Но я не пытаюсь учить детей. Просто я показываю им эти взрослые вещи, взрослые идеи и какие-то превращения, чтобы они сами могли что-то открыть для себя. Иногда, когда я приезжаю, мне удаётся посмотреть, как дети принимают «Питера Пэна». Их радость — это что-то невероятное! Но я просто рассказывал историю. Моя единственная задача в театре — это рассказывать историю. Как в опере, как и в драматическом театре. Так и здесь. Я просто рассказчик историй.

Для Клайва Стейплза Льюиса в «Хрониках Нарнии» были очень важны христианские мотивы, ведь он был верующим человеком, и даже писал статьи о теологии. И фактически лев Аслан — это некий образ Христа в параллельном мире. А сейчас вы в Театре-Театре работаете над мюзиклом «Иисус Христос — суперзвезда». Это случайно так совпало?

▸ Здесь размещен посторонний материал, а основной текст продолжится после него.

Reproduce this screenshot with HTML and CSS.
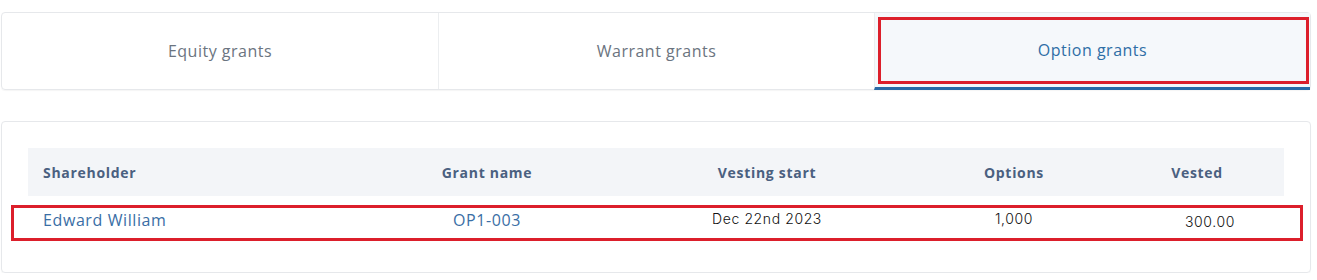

— Это случайное совпадение. Получается, я целый год проведу с Христом! Но в Англии я ни в одной постановке повести «Лев, Колдунья и платяной шкаф» не видел, чтобы идея о том, что Аслан — это Иисус Христос, была как-то показана. Такое ощущение, что нам неловко говорить об этом. Но мне кажется, как вы верно заметили, это заложено автором.

Не случайно Белая Колдунья — это персонаж, обозначающий зиму, лёд и снег. Её поражение приводит к смене времени года и приходу весны. А что происходит между зимой и весной? Рождество! И когда в нашей постановке Санта-Клаус приходит в Нарнию (но это не настоящий Санта, а профессор Керк), это происходит потому, что власть Белой Колдуньи ослабевает, и весна может прийти. Аслан появляется сразу после сцены Рождества, и, конечно, это не совпадение. И позднее, когда Белая Колдунья убивает Аслана, он воскресает. Тогда и наступает весна. Конечно же, это образ Христа, автор явно хотел нам сказать об этом. Разумеется, в нашей постановке нет льва, переодетого Иисусом, но очевидно, что этот символ там есть. Я крайне удивлён, что ни один из режиссёров в Англии не исследовал этот аспект повести, потому что это очевидно и это не интерпретация, а то, что сказал сам автор. Я не хочу, чтобы это был религиозный спектакль, но он обучает людей каким-то фундаментальным человеческим ценностям, которые пришли из христианства. И в постановке будет важна идея о том, что эти человеческие ценности помогают победить зло.

Вы знаете, что сейчас в России в сфере культуры есть определённые трудности с изображением религии и её символов? Что есть такое определение как «оскорбление чувств верующих», а в театре Омска даже запретили показ мюзикла «Иисус Христос — суперзвезда»?

— Да, я это знаю. Но могу сказать, что когда на Бродвее в первый раз показывали этот мюзикл, еврейское лобби сразу же запретило его. Они посчитали, что евреи в этой постановке показаны в нехорошем свете. И конкретно это произведение, его правомерность — это тоже сложная вещь, все всегда спорят об этом. Это очень сложное произведение, потому что само название мюзикла уводит не туда. Там есть сцена, где Иуда говорит Иисусу — ты пытаешься представить себя суперзвездой, вместо того, чтобы доносить людям послание, ты идёшь не по тому пути. Мы своей «Нарнией...» никого не пытаемся оскорбить, мы показываем только идеи и лишь хорошие вещи. У меня есть своё собственное видение этого, но у меня нет цели навязать это мнение публике.

Я знаю и о том, что случилось с постановкой «Тангейзер», у меня есть своё мнение на этот счёт и представление, какой свободой должен обладать постановщик. Я также понимаю, что в театре мы должны быть бдительны, потому что не хотим использовать его как средство пропаганды. Мы обязаны стараться ни к чему не склонять людей. Но должны иметь право выразить то, что мы думаем. Насчёт «Иисус Христос — суперзвезда»: я знаю в местном правительстве многих людей, которые постоянно задают вопросы — когда мы узнаем, кто кого играет? Ведь когда мюзикл вышел, он был одним из первых рок-альбомов, проникших в Советский Союз. Люди тут знали эту музыку, она на них сильно повлияла. И это невероятная возможность — с теми ресурсами, с тем калибром актёров, которые имеет драматический театр — поставить такой мюзикл. И люди, работающие над мюзиклом, счастливы и вдохновлены своим делом, и тем, сколько усилий будет вложено в этот спектакль.